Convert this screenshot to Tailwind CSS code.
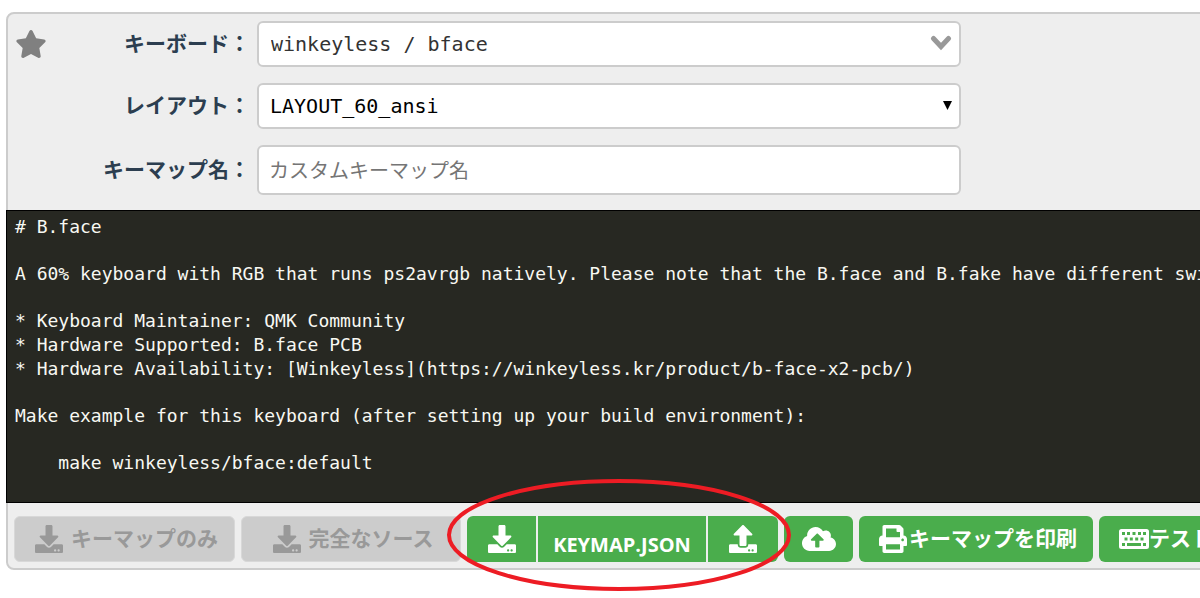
<!DOCTYPE html>
<html lang="ja">
<head>
<meta charset="utf-8">
<meta name="viewport" content="width=device-width, initial-scale=1">
<title>Keymap Configurator</title>
<script src="https://cdn.jsdelivr.net/npm/@tailwindcss/browser@4"></script>
</head>
<body class="flow-root min-h-screen overflow-x-hidden bg-white font-['Open_Sans','Noto_Sans_CJK_JP',sans-serif] text-[21px] text-[#2c3e50]">
<svg class="hidden">
  <symbol id="download" viewBox="0 0 512 512"><path d="M216 0h80c13.3 0 24 10.7 24 24v168h87.7c17.8 0 26.7 21.5 14.1 34.1L269.700 378.300c-7.500 7.500-19.800 7.500-27.300 0L90.100 226.100c-12.600-12.600-3.700-34.100 14.100-34.100H192V24c0-13.300 10.700-24 24-24zm296 376v112c0 13.300-10.700 24-24 24H24c-13.300 0-24-10.700-24-24V376c0-13.300 10.700-24 24-24h146.700l49 49c20.100 20.100 52.500 20.100 72.600 0l49-49H488c13.300 0 24 10.700 24 24zm-124 88c0-11-9-20-20-20s-20 9-20 20 9 20 20 20 20-9 20-20zm64 0c0-11-9-20-20-20s-20 9-20 20 9 20 20 20 20-9 20-20z"/></symbol>
  <symbol id="upload" viewBox="0 0 512 512"><path d="M296 384h-80c-13.300 0-24-10.700-24-24V192h-87.700c-17.800 0-26.700-21.500-14.100-34.100L242.300 5.700c7.500-7.500 19.800-7.500 27.300 0l152.200 152.200c12.600 12.600 3.700 34.100-14.100 34.100H320v168c0 13.300-10.700 24-24 24zm216-8v112c0 13.300-10.700 24-24 24H24c-13.300 0-24-10.700-24-24V376c0-13.300 10.700-24 24-24h136v8c0 30.900 25.100 56 56 56h80c30.900 0 56-25.100 56-56v-8h136c13.300 0 24 10.700 24 24zm-124 88c0-11-9-20-20-20s-20 9-20 20 9 20 20 20 20-9 20-20zm64 0c0-11-9-20-20-20s-20 9-20 20 9 20 20 20 20-9 20-20z"/></symbol>
</svg>

<main class="relative mt-3 ml-[6px] -mr-2 rounded-lg border-2 border-[#ccc] bg-[#eee]">
  <form class="flex flex-col gap-4 pt-[7px] pb-[15px]">
    <div class="flex items-center">
      <button type="button" aria-label="お気に入り" class="ml-[7px] flex w-8 shrink-0 text-[#808080]">
        <svg class="h-7 w-8" viewBox="0 0 576 512" fill="currentColor"><path d="M259.300 17.800L194 150.200 47.900 171.500c-26.200 3.800-36.700 36.100-17.700 54.600l105.700 103-25 145.500c-4.500 26.300 23.200 46 46.400 33.700L288 439.600l130.700 68.700c23.200 12.200 50.900-7.400 46.400-33.700l-25-145.500 105.700-103c19-18.500 8.500-50.800-17.700-54.600L382 150.200 316.700 17.800c-11.700-23.600-45.600-23.900-57.400 0z"/></svg>
      </button>
      <label for="keyboard" class="w-[203px] shrink-0 text-right font-bold whitespace-nowrap">キーボード：</label>
      <div class="relative ml-[7px] w-[704px]">
        <input id="keyboard" type="text" value="winkeyless / bface" class="h-[46px] w-full rounded-md border-2 border-[#ccc] bg-white pr-12 pl-3 font-['DejaVu_Sans_Mono',monospace] text-xl text-[#333]">
        <svg class="pointer-events-none absolute top-[14px] right-[9px] h-4 w-[22px]" viewBox="0 0 22 16" fill="none" stroke="#999" stroke-width="5" stroke-linecap="round"><path d="M3.500 3.500L11 11.500L18.500 3.500"/></svg>
      </div>
    </div>
    <div class="flex items-center">
      <label for="layout" class="w-[242px] shrink-0 text-right font-bold whitespace-nowrap">レイアウト：</label>
      <div class="relative ml-[7px] w-[704px]">
        <select id="layout" class="h-[46px] w-full appearance-none rounded-md border-2 border-[#ccc] bg-white px-[11px] font-['DejaVu_Sans_Mono',monospace] text-xl text-black"><option>LAYOUT_60_ansi</option></select>
        <svg class="pointer-events-none absolute top-[18px] right-[9px] h-[9px] w-[9px]" viewBox="0 0 9 9"><path d="M0 0H9L4.500 9Z"/></svg>
      </div>
    </div>
    <div class="flex items-center">
      <label for="name" class="w-[242px] shrink-0 text-right font-bold whitespace-nowrap">キーマップ名：</label>
      <input id="name" type="text" placeholder="カスタムキーマップ名" class="ml-[7px] h-[50px] w-[704px] rounded-md border-2 border-[#ccc] bg-white px-[10px] text-xl placeholder:text-[#757575]">
    </div>
  </form>

  <section aria-label="Readme" class="-ml-[2px] flex h-[293px] flex-col gap-[23px] overflow-hidden border border-black bg-[#272822] pt-1 pl-2 font-['DejaVu_Sans_Mono',monospace] text-lg leading-6 whitespace-pre text-[#f8f8f2]">
    <p># B.face</p>
    <p>A 60% keyboard with RGB that runs ps2avrgb natively. Please note that the B.face and B.fake have different switch</p>
    <p>* Keyboard Maintainer: QMK Community
* Hardware Supported: B.face PCB
* Hardware Availability: [Winkeyless](https://winkeyless.kr/product/b-face-x2-pcb/)</p>
    <p>Make example for this keyboard (after setting up your build environment):</p>
    <p>    make winkeyless/bface:default</p>
    <p>See [build environment setup](https://docs.qmk.fm/build_environment_setup.html) then the [make instructions]</p>
  </section>

  <div class="flex gap-[6px] pt-[13px] pb-[6px] pl-[6px] font-bold whitespace-nowrap">
    <button type="button" disabled class="flex h-[46px] w-[221px] shrink-0 items-center justify-center gap-2 rounded-md border border-[#d8d8d8] bg-[#ccc] pl-1 text-[#999]"><svg class="h-7 w-7" fill="currentColor"><use href="#download"/></svg>キーマップのみ</button>
    <button type="button" disabled class="flex h-[46px] w-[220px] shrink-0 items-center justify-center gap-2 rounded-md border border-[#d8d8d8] bg-[#ccc] pl-1 text-[#999]"><svg class="h-7 w-7" fill="currentColor"><use href="#download"/></svg>完全なソース</button>
    <div class="flex h-[46px] w-[311px] shrink-0 gap-[2px] text-white">
      <button type="button" aria-label="ダウンロード" class="flex w-[69px] items-center justify-center rounded-l-md bg-[#4aad4c]"><svg class="h-7 w-7" fill="currentColor"><use href="#download"/></svg></button>
      <button type="button" class="flex-1 bg-[#4aad4c] pt-3 text-xl leading-8 font-bold">KEYMAP.JSON</button>
      <button type="button" aria-label="アップロード" class="flex w-[70px] items-center justify-center rounded-r-md bg-[#4aad4c]"><svg class="h-7 w-7" fill="currentColor"><use href="#upload"/></svg></button>
    </div>
    <button type="button" aria-label="クラウドへアップロード" class="flex h-[46px] w-[69px] shrink-0 items-center justify-center rounded-md bg-[#4aad4c] text-white"><svg class="h-7 w-[34px]" viewBox="0 0 640 512" fill="currentColor"><path d="M537.600 226.600c4.100-10.700 6.400-22.400 6.400-34.600 0-53-43-96-96-96-19.700 0-38.100 6-53.300 16.200C367 64.200 315.300 32 256 32c-88.400 0-160 71.600-160 160 0 2.700.1 5.400.2 8.100C40.200 219.800 0 273.200 0 336c0 79.500 64.500 144 144 144h368c70.700 0 128-57.300 128-128 0-61.900-44-113.600-102.400-125.400zM393.400 288H328v112c0 8.800-7.200 16-16 16h-48c-8.800 0-16-7.200-16-16V288h-65.400c-14.300 0-21.400-17.200-11.300-27.300l105.400-105.400c6.200-6.200 16.400-6.200 22.600 0l105.400 105.400c10.100 10.100 2.900 27.300-11.300 27.300z"/></svg></button>
    <button type="button" class="flex h-[46px] w-[234px] shrink-0 items-center justify-center gap-[2px] rounded-md bg-[#4aad4c] pl-1 text-white"><svg class="h-7 w-7" viewBox="0 0 512 512" fill="currentColor"><path d="M448 192V77.250c0-8.490-3.370-16.620-9.370-22.630L393.370 9.370c-6-6-14.140-9.370-22.630-9.370H96C78.330 0 64 14.330 64 32v160c-35.350 0-64 28.650-64 64v112c0 8.840 7.160 16 16 16h48v96c0 17.670 14.330 32 32 32h320c17.670 0 32-14.330 32-32v-96h48c8.840 0 16-7.160 16-16V256c0-35.350-28.650-64-64-64zm-64 256H128v-96h256v96zm0-224H128V64h192v48c0 8.840 7.160 16 16 16h48v96zm48 72c-13.250 0-24-10.750-24-24 0-13.260 10.750-24 24-24s24 10.740 24 24c0 13.250-10.750 24-24 24z"/></svg>キーマップを印刷</button>
    <button type="button" class="flex h-[46px] w-[150px] shrink-0 items-center rounded-l-md bg-[#4aad4c] pl-5 text-white"><svg class="h-7 w-[30px] shrink-0" viewBox="0 0 30 28" fill="currentColor"><path fill-rule="evenodd" d="M2.500 4H27.500A2.500 2.500 0 0 1 30 6.500V21.500A2.500 2.500 0 0 1 27.500 24H2.500A2.500 2.500 0 0 1 0 21.500V6.500A2.500 2.500 0 0 1 2.500 4ZM3 7v3h3v-3ZM8 7v3h3v-3ZM13.500 7v3h3v-3ZM19 7v3h3v-3ZM24 7v3h3v-3ZM5.500 12.500v3h3v-3ZM10.800 12.500v3h3v-3ZM16.200 12.500v3h3v-3ZM21.500 12.500v3h3v-3ZM3 18v3h3v-3ZM8 18v3h14v-3ZM24 18v3h3v-3Z"/></svg>テスト</button>
  </div>

  <svg class="pointer-events-none absolute bottom-[-25px] left-[437px] h-[116px] w-[348px]" viewBox="0 0 348 116" fill="none" stroke="#ed1c24" stroke-width="4"><ellipse cx="174" cy="58" rx="170" ry="54"/></svg>
</main>
</body>
</html>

◆ ◆ ◆ ◆ ◆ ◆ ◆

- **Written task**
Copy out every line of the data that includes "this".

- **Complete answer**
Convert this screenshot to Tailwind CSS code.
    <p>Make example for this keyboard (after setting up your build environment):</p>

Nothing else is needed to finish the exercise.